■ DIRECTIVE
Using the listing below, please gather every line containing the word "React".

■ MATERIAL FOR THIS TASK
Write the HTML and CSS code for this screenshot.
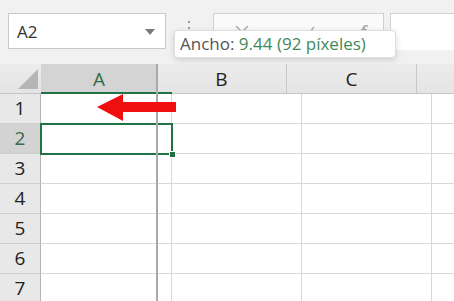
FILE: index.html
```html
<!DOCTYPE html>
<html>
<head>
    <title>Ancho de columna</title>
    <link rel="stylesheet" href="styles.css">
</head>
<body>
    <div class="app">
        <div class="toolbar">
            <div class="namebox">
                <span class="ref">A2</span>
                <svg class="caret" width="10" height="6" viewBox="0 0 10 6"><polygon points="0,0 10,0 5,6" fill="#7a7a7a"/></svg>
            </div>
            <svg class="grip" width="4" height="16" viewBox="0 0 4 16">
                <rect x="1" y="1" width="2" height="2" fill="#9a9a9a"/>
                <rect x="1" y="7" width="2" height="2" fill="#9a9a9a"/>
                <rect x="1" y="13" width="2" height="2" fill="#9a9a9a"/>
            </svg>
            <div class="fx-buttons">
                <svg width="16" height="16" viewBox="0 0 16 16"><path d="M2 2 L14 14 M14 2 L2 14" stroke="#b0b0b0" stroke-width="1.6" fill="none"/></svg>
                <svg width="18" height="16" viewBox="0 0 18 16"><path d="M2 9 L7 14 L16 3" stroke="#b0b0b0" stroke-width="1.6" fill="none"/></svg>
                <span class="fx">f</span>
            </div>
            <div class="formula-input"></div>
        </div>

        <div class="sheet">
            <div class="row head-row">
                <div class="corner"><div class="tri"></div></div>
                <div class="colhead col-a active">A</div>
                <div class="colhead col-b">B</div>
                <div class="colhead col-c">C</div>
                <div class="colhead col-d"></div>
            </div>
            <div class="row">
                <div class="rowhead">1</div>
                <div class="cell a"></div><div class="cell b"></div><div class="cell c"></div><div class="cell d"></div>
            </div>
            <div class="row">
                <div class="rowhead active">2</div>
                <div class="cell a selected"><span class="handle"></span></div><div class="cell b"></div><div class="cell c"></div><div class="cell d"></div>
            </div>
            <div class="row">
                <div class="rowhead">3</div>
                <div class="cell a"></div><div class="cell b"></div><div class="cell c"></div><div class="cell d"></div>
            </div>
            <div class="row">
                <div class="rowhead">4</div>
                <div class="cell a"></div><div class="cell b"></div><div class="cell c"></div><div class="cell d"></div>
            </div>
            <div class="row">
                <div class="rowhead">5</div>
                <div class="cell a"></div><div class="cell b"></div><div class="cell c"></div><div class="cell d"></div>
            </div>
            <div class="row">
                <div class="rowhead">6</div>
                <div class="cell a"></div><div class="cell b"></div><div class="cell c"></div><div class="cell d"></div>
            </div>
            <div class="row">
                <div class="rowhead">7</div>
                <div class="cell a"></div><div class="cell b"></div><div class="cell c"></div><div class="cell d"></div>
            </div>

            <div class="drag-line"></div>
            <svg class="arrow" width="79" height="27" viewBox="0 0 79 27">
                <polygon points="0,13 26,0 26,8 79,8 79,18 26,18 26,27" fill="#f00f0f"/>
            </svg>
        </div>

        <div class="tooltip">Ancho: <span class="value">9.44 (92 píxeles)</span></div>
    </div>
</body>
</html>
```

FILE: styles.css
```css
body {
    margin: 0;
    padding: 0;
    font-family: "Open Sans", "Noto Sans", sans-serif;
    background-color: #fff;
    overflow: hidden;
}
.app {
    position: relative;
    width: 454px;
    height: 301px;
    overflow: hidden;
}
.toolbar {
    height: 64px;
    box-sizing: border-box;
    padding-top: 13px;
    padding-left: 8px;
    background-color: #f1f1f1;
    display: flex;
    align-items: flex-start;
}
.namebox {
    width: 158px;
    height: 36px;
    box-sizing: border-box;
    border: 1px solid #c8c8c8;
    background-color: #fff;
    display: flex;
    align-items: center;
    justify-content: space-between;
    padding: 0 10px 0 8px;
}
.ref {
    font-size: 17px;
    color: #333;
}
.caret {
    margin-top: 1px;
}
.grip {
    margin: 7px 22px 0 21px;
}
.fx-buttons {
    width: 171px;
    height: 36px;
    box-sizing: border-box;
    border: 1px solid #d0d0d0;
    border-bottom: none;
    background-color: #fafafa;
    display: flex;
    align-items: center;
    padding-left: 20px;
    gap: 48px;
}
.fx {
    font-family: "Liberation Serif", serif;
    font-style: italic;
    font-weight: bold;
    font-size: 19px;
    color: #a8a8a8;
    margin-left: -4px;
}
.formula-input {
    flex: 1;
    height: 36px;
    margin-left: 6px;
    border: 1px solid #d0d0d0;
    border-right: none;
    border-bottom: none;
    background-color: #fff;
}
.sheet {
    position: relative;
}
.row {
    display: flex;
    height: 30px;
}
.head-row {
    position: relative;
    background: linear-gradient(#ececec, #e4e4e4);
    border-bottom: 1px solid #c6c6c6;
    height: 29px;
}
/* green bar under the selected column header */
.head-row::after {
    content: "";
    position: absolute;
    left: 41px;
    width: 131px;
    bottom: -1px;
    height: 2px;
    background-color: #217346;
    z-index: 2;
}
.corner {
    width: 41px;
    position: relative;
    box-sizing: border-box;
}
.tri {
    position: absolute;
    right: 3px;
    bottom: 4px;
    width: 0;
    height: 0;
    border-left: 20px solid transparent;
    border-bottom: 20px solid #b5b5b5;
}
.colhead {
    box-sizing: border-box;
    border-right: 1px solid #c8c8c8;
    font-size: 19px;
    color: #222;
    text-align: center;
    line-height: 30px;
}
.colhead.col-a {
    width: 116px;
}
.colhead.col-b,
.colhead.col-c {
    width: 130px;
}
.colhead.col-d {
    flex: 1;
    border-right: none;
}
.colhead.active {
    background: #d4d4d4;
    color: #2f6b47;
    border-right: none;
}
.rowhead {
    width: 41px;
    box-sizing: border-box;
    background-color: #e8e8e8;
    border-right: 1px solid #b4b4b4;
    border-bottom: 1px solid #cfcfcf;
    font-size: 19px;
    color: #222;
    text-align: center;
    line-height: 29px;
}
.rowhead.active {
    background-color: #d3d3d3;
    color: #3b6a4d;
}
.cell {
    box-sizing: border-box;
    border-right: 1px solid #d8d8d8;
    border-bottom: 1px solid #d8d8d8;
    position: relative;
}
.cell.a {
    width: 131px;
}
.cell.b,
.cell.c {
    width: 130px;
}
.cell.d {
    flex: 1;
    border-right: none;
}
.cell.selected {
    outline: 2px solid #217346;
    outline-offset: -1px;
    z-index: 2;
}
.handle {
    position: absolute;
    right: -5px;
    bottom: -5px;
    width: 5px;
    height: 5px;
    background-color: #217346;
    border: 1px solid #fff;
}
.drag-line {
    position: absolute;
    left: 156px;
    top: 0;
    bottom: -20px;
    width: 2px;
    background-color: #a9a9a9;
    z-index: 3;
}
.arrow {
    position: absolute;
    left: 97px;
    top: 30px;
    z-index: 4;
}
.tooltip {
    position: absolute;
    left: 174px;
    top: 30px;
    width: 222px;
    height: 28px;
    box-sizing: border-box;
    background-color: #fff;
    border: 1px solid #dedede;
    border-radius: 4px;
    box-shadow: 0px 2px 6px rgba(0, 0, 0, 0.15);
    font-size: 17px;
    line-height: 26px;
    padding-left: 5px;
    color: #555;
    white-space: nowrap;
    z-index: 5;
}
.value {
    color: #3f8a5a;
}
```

---

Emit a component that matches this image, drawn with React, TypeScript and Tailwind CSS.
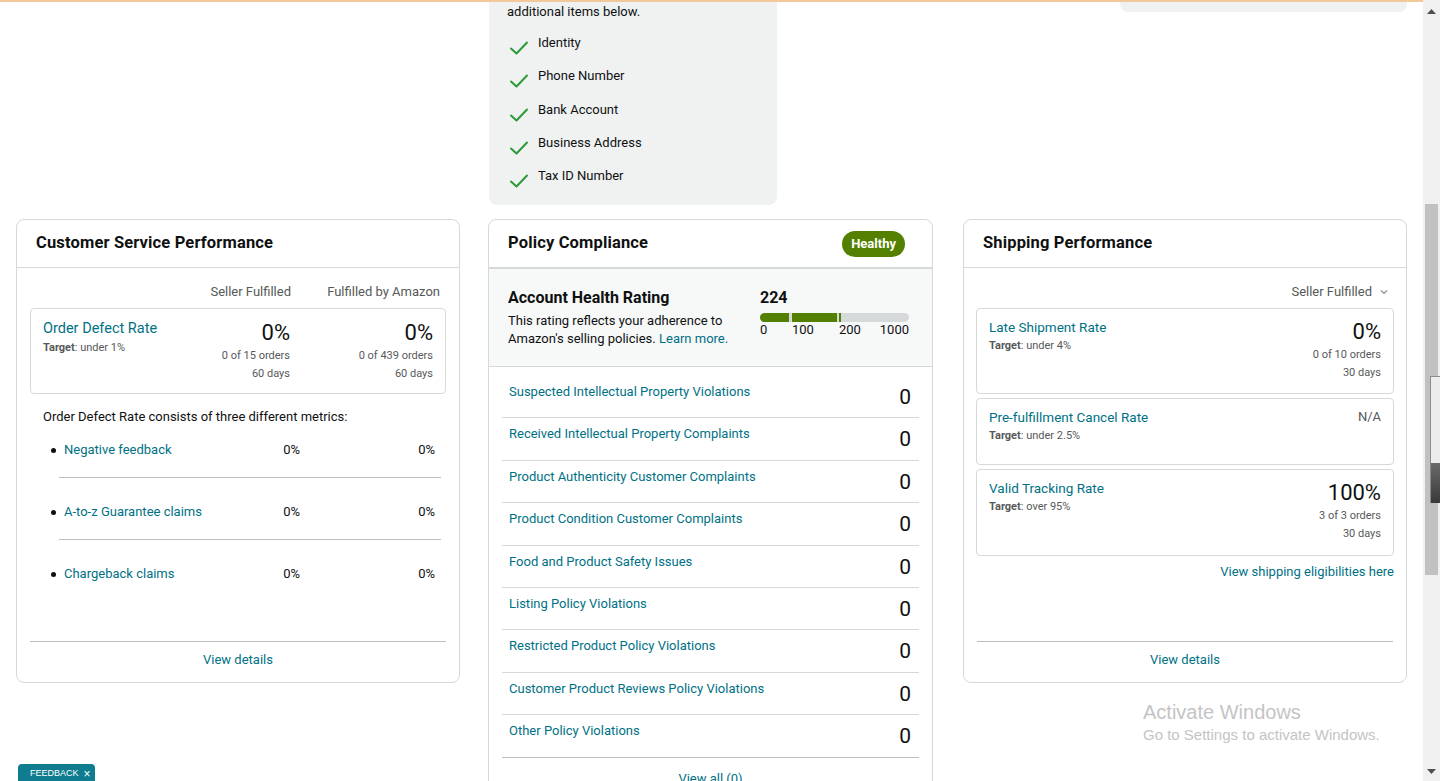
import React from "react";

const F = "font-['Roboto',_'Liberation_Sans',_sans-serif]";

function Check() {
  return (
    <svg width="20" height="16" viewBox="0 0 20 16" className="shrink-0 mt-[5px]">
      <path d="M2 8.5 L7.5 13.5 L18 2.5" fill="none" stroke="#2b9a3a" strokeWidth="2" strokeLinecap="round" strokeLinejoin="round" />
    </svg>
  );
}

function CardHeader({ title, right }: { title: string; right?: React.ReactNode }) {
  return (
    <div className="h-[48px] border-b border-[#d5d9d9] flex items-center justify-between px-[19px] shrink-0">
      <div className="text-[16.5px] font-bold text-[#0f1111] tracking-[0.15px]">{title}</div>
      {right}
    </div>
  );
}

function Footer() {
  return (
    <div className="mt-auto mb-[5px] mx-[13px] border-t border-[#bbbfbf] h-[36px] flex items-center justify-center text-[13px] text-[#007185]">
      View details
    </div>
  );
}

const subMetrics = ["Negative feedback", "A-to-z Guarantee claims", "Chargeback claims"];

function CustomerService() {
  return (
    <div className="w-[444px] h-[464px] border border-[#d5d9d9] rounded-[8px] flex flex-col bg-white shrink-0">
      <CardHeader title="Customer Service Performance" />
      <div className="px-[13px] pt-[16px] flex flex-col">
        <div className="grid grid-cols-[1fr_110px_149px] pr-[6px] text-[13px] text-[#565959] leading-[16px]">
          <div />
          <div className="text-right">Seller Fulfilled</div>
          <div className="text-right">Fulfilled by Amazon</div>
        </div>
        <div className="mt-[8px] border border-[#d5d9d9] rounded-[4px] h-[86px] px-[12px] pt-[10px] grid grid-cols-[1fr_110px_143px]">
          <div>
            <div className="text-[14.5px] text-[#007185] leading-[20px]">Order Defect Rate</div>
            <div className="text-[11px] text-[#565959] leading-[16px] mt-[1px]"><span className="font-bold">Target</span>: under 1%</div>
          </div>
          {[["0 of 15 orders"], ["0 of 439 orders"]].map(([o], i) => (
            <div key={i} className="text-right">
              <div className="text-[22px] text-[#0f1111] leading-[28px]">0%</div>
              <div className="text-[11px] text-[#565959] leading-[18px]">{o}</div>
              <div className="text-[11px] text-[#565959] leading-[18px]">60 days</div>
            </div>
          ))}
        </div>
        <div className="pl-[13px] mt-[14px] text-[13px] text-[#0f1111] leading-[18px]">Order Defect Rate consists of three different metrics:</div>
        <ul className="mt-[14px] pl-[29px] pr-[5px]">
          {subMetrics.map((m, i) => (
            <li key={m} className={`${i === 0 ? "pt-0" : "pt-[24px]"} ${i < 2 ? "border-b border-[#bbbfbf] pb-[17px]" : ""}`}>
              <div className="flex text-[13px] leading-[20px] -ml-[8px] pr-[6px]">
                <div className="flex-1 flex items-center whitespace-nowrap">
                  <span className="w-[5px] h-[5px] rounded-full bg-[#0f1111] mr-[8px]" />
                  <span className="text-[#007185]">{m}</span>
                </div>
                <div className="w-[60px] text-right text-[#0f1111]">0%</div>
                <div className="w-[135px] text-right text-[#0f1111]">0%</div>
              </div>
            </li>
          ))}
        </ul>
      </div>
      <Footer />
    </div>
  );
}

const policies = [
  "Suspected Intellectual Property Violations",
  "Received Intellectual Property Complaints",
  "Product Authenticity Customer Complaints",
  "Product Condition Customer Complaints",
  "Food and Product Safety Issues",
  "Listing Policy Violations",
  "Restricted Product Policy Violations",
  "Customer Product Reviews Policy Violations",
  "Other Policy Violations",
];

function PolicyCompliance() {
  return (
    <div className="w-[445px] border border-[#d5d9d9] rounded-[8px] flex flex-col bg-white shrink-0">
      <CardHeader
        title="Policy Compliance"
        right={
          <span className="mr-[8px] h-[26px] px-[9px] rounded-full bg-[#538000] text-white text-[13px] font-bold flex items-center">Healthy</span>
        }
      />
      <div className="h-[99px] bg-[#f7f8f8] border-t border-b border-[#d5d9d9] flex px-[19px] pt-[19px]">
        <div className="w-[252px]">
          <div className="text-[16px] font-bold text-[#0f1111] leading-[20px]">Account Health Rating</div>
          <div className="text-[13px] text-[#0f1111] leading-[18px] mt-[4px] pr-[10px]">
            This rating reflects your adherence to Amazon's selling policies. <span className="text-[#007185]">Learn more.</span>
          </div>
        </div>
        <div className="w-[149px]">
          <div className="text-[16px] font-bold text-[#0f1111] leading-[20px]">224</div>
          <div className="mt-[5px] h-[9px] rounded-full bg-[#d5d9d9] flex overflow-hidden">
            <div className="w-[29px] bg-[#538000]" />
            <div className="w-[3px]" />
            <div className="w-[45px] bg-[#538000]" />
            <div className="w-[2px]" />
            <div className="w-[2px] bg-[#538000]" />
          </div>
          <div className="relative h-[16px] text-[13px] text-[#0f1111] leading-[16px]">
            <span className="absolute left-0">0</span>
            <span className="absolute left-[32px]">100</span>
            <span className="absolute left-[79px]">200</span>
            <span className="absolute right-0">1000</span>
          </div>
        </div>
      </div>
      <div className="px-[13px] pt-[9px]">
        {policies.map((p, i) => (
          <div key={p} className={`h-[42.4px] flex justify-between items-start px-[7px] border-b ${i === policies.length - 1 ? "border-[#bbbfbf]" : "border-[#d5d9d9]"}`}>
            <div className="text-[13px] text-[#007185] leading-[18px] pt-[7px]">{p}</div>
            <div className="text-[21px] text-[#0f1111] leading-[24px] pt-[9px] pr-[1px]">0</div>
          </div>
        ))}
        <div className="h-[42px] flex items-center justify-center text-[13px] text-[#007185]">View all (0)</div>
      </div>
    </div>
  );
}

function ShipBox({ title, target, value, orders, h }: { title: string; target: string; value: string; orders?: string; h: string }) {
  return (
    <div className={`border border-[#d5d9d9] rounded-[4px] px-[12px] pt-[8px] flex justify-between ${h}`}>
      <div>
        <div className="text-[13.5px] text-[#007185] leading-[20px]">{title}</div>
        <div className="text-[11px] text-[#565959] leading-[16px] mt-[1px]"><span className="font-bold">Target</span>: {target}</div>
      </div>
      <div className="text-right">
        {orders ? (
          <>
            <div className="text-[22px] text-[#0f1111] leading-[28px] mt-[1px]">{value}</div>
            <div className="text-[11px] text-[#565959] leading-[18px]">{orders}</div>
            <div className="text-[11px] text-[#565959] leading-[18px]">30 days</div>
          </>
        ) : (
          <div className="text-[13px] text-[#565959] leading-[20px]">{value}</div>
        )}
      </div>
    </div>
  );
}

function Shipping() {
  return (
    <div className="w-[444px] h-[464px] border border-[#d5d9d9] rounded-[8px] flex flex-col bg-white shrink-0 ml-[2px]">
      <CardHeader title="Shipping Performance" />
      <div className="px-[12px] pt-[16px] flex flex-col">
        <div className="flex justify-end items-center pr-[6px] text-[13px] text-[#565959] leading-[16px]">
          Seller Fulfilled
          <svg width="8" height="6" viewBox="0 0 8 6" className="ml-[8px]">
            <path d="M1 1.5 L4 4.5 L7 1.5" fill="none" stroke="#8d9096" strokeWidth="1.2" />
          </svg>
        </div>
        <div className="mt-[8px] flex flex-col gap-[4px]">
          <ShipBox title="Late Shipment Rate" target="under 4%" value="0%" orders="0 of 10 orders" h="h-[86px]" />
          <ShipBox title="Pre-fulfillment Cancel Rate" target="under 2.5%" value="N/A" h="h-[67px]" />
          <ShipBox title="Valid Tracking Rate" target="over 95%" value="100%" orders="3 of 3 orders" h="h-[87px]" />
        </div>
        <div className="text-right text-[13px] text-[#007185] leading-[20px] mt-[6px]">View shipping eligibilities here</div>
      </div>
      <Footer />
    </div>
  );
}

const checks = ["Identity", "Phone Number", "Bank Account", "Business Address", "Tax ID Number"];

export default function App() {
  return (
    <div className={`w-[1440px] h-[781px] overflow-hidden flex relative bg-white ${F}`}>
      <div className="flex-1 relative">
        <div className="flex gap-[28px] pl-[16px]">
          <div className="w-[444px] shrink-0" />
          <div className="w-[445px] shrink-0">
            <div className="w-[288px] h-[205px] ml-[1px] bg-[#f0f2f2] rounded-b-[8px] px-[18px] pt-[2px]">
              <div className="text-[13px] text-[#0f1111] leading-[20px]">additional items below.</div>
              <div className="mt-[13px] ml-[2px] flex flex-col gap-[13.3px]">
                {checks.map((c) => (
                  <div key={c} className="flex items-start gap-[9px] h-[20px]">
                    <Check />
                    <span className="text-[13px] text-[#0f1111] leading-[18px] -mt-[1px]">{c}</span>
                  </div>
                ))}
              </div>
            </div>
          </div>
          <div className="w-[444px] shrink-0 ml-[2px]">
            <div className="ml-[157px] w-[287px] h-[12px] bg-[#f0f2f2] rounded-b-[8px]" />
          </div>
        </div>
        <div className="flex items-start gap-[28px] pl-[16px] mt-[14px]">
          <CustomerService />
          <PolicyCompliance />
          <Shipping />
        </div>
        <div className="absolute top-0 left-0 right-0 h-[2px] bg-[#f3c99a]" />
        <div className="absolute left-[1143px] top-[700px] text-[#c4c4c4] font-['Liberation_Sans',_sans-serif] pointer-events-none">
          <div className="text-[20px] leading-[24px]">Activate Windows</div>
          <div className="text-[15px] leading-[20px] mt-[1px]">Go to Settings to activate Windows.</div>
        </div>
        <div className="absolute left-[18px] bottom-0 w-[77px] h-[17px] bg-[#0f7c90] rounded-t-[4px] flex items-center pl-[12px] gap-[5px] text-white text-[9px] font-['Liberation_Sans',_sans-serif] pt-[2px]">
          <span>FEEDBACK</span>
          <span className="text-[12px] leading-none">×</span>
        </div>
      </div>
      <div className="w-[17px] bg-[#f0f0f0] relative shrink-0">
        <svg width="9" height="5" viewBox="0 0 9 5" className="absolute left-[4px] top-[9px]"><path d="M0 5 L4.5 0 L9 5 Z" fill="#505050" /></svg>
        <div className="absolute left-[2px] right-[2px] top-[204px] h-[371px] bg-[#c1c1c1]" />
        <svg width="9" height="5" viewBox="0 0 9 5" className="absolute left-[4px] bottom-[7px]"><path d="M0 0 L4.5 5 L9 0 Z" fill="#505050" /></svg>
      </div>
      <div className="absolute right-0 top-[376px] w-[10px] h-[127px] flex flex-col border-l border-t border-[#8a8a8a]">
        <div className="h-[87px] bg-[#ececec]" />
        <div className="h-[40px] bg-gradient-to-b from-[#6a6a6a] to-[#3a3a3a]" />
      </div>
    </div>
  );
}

■ CORRECT OUTPUT
Emit a component that matches this image, drawn with React, TypeScript and Tailwind CSS.
import React from "react";
function CardHeader({ title, right }: { title: string; right?: React.ReactNode }) {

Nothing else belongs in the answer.